RECORDED DATA:
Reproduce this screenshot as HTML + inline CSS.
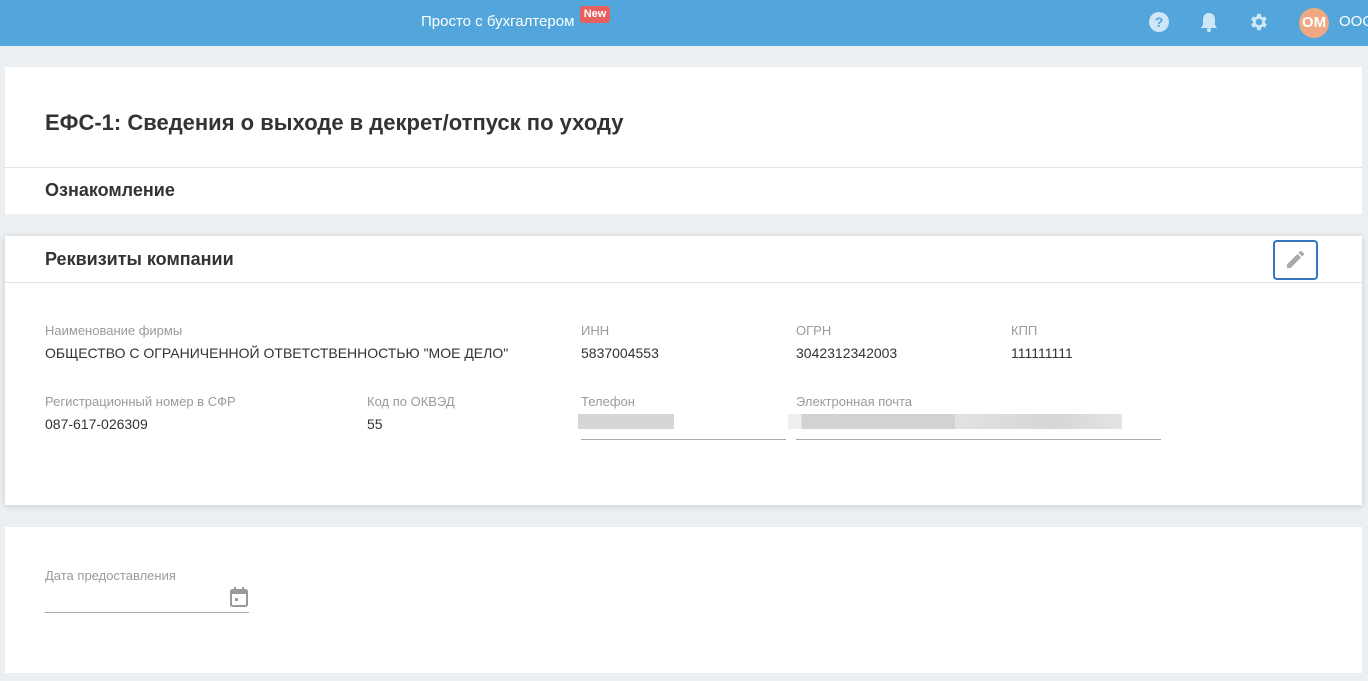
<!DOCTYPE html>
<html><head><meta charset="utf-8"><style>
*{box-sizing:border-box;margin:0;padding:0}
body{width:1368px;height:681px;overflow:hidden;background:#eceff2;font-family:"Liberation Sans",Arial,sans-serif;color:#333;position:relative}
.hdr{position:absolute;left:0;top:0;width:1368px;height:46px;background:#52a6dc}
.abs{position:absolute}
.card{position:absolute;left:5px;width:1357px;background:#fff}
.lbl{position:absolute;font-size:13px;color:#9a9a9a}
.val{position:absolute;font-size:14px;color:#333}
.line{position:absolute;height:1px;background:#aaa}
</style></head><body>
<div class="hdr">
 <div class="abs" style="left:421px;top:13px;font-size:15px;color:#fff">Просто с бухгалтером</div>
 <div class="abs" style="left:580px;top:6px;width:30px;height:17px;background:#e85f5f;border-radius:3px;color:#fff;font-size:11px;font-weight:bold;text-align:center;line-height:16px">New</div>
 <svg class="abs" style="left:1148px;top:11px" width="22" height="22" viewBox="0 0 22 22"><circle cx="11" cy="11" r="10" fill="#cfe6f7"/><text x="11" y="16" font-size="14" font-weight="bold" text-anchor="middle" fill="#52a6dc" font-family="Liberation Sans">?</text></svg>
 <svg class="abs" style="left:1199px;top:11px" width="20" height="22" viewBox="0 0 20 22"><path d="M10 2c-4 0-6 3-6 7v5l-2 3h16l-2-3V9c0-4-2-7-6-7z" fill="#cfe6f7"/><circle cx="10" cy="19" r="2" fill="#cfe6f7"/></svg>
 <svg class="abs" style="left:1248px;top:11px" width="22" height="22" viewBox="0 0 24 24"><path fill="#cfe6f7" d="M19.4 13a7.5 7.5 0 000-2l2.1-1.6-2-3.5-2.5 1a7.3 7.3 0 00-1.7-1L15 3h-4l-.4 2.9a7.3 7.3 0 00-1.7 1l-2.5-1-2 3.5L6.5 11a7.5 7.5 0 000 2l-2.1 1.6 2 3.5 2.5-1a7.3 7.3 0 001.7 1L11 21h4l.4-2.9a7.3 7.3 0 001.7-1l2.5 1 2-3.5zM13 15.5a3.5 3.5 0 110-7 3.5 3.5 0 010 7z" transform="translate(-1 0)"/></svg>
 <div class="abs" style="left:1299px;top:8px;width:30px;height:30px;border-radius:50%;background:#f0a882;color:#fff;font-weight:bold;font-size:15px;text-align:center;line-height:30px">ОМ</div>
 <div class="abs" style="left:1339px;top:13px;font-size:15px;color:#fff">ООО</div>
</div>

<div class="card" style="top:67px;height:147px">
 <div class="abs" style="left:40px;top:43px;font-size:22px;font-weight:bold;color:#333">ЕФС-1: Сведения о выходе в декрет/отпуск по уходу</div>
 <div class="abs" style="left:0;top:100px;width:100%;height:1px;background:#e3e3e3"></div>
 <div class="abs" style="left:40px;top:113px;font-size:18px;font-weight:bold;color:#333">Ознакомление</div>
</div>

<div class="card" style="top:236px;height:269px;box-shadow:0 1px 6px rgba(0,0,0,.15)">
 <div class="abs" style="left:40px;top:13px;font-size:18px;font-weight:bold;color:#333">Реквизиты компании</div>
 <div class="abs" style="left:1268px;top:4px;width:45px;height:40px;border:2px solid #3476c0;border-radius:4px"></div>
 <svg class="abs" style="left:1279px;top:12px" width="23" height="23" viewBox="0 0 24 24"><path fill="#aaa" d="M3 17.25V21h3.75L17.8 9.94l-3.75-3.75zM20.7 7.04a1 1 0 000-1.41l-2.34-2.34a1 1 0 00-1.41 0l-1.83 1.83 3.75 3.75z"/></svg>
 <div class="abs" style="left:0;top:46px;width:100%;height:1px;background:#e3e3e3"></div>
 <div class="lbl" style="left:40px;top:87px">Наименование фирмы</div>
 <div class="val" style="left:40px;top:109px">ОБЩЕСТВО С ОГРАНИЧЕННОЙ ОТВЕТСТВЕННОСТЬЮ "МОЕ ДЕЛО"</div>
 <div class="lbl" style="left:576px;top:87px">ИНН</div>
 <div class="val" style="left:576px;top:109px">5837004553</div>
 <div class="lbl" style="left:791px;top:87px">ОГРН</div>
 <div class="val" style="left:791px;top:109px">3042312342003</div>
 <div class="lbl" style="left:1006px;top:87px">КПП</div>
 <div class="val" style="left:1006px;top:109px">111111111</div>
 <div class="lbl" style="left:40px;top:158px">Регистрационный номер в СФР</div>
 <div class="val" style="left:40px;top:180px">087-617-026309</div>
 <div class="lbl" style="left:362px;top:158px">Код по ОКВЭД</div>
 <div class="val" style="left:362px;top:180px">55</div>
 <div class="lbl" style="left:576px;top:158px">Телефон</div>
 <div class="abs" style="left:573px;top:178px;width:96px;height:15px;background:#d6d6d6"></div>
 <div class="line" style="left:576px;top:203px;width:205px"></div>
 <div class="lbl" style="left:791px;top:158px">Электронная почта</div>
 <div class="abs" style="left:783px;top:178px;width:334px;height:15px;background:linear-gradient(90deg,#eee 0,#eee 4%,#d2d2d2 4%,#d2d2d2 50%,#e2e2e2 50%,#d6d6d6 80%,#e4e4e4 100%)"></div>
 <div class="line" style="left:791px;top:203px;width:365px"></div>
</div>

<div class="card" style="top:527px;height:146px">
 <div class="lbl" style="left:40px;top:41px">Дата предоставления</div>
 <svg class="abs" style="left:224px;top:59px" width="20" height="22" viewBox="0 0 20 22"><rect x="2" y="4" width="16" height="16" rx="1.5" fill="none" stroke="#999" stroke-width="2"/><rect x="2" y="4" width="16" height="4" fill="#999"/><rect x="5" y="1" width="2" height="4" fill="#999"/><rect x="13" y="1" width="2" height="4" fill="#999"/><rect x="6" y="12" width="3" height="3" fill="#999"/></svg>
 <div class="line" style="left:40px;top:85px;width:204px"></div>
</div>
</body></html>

GIVEN TASK: Copy every line of the data exactly as written, excluding the pictures.

FINISHED ANSWER:
Reproduce this screenshot as HTML + inline CSS.
<!DOCTYPE html>
<html><head><meta charset="utf-8"><style>
*{box-sizing:border-box;margin:0;padding:0}
body{width:1368px;height:681px;overflow:hidden;background:#eceff2;font-family:"Liberation Sans",Arial,sans-serif;color:#333;position:relative}
.hdr{position:absolute;left:0;top:0;width:1368px;height:46px;background:#52a6dc}
.abs{position:absolute}
.card{position:absolute;left:5px;width:1357px;background:#fff}
.lbl{position:absolute;font-size:13px;color:#9a9a9a}
.val{position:absolute;font-size:14px;color:#333}
.line{position:absolute;height:1px;background:#aaa}
</style></head><body>
<div class="hdr">
 <div class="abs" style="left:421px;top:13px;font-size:15px;color:#fff">Просто с бухгалтером</div>
 <div class="abs" style="left:580px;top:6px;width:30px;height:17px;background:#e85f5f;border-radius:3px;color:#fff;font-size:11px;font-weight:bold;text-align:center;line-height:16px">New</div>
 <svg class="abs" style="left:1148px;top:11px" width="22" height="22" viewBox="0 0 22 22"><circle cx="11" cy="11" r="10" fill="#cfe6f7"/><text x="11" y="16" font-size="14" font-weight="bold" text-anchor="middle" fill="#52a6dc" font-family="Liberation Sans">?</text></svg>
 <svg class="abs" style="left:1199px;top:11px" width="20" height="22" viewBox="0 0 20 22"><path d="M10 2c-4 0-6 3-6 7v5l-2 3h16l-2-3V9c0-4-2-7-6-7z" fill="#cfe6f7"/><circle cx="10" cy="19" r="2" fill="#cfe6f7"/></svg>
 <svg class="abs" style="left:1248px;top:11px" width="22" height="22" viewBox="0 0 24 24"><path fill="#cfe6f7" d="M19.4 13a7.5 7.5 0 000-2l2.1-1.6-2-3.5-2.5 1a7.3 7.3 0 00-1.7-1L15 3h-4l-.4 2.9a7.3 7.3 0 00-1.7 1l-2.5-1-2 3.5L6.5 11a7.5 7.5 0 000 2l-2.1 1.6 2 3.5 2.5-1a7.3 7.3 0 001.7 1L11 21h4l.4-2.9a7.3 7.3 0 001.7-1l2.5 1 2-3.5zM13 15.5a3.5 3.5 0 110-7 3.5 3.5 0 010 7z" transform="translate(-1 0)"/></svg>
 <div class="abs" style="left:1299px;top:8px;width:30px;height:30px;border-radius:50%;background:#f0a882;color:#fff;font-weight:bold;font-size:15px;text-align:center;line-height:30px">ОМ</div>
 <div class="abs" style="left:1339px;top:13px;font-size:15px;color:#fff">ООО</div>
</div>

<div class="card" style="top:67px;height:147px">
 <div class="abs" style="left:40px;top:43px;font-size:22px;font-weight:bold;color:#333">ЕФС-1: Сведения о выходе в декрет/отпуск по уходу</div>
 <div class="abs" style="left:0;top:100px;width:100%;height:1px;background:#e3e3e3"></div>
 <div class="abs" style="left:40px;top:113px;font-size:18px;font-weight:bold;color:#333">Ознакомление</div>
</div>

<div class="card" style="top:236px;height:269px;box-shadow:0 1px 6px rgba(0,0,0,.15)">
 <div class="abs" style="left:40px;top:13px;font-size:18px;font-weight:bold;color:#333">Реквизиты компании</div>
 <div class="abs" style="left:1268px;top:4px;width:45px;height:40px;border:2px solid #3476c0;border-radius:4px"></div>
 <svg class="abs" style="left:1279px;top:12px" width="23" height="23" viewBox="0 0 24 24"><path fill="#aaa" d="M3 17.25V21h3.75L17.8 9.94l-3.75-3.75zM20.7 7.04a1 1 0 000-1.41l-2.34-2.34a1 1 0 00-1.41 0l-1.83 1.83 3.75 3.75z"/></svg>
 <div class="abs" style="left:0;top:46px;width:100%;height:1px;background:#e3e3e3"></div>
 <div class="lbl" style="left:40px;top:87px">Наименование фирмы</div>
 <div class="val" style="left:40px;top:109px">ОБЩЕСТВО С ОГРАНИЧЕННОЙ ОТВЕТСТВЕННОСТЬЮ "МОЕ ДЕЛО"</div>
 <div class="lbl" style="left:576px;top:87px">ИНН</div>
 <div class="val" style="left:576px;top:109px">5837004553</div>
 <div class="lbl" style="left:791px;top:87px">ОГРН</div>
 <div class="val" style="left:791px;top:109px">3042312342003</div>
 <div class="lbl" style="left:1006px;top:87px">КПП</div>
 <div class="val" style="left:1006px;top:109px">111111111</div>
 <div class="lbl" style="left:40px;top:158px">Регистрационный номер в СФР</div>
 <div class="val" style="left:40px;top:180px">087-617-026309</div>
 <div class="lbl" style="left:362px;top:158px">Код по ОКВЭД</div>
 <div class="val" style="left:362px;top:180px">55</div>
 <div class="lbl" style="left:576px;top:158px">Телефон</div>
 <div class="abs" style="left:573px;top:178px;width:96px;height:15px;background:#d6d6d6"></div>
 <div class="line" style="left:576px;top:203px;width:205px"></div>
 <div class="lbl" style="left:791px;top:158px">Электронная почта</div>
 <div class="abs" style="left:783px;top:178px;width:334px;height:15px;background:linear-gradient(90deg,#eee 0,#eee 4%,#d2d2d2 4%,#d2d2d2 50%,#e2e2e2 50%,#d6d6d6 80%,#e4e4e4 100%)"></div>
 <div class="line" style="left:791px;top:203px;width:365px"></div>
</div>

<div class="card" style="top:527px;height:146px">
 <div class="lbl" style="left:40px;top:41px">Дата предоставления</div>
 <svg class="abs" style="left:224px;top:59px" width="20" height="22" viewBox="0 0 20 22"><rect x="2" y="4" width="16" height="16" rx="1.5" fill="none" stroke="#999" stroke-width="2"/><rect x="2" y="4" width="16" height="4" fill="#999"/><rect x="5" y="1" width="2" height="4" fill="#999"/><rect x="13" y="1" width="2" height="4" fill="#999"/><rect x="6" y="12" width="3" height="3" fill="#999"/></svg>
 <div class="line" style="left:40px;top:85px;width:204px"></div>
</div>
</body></html>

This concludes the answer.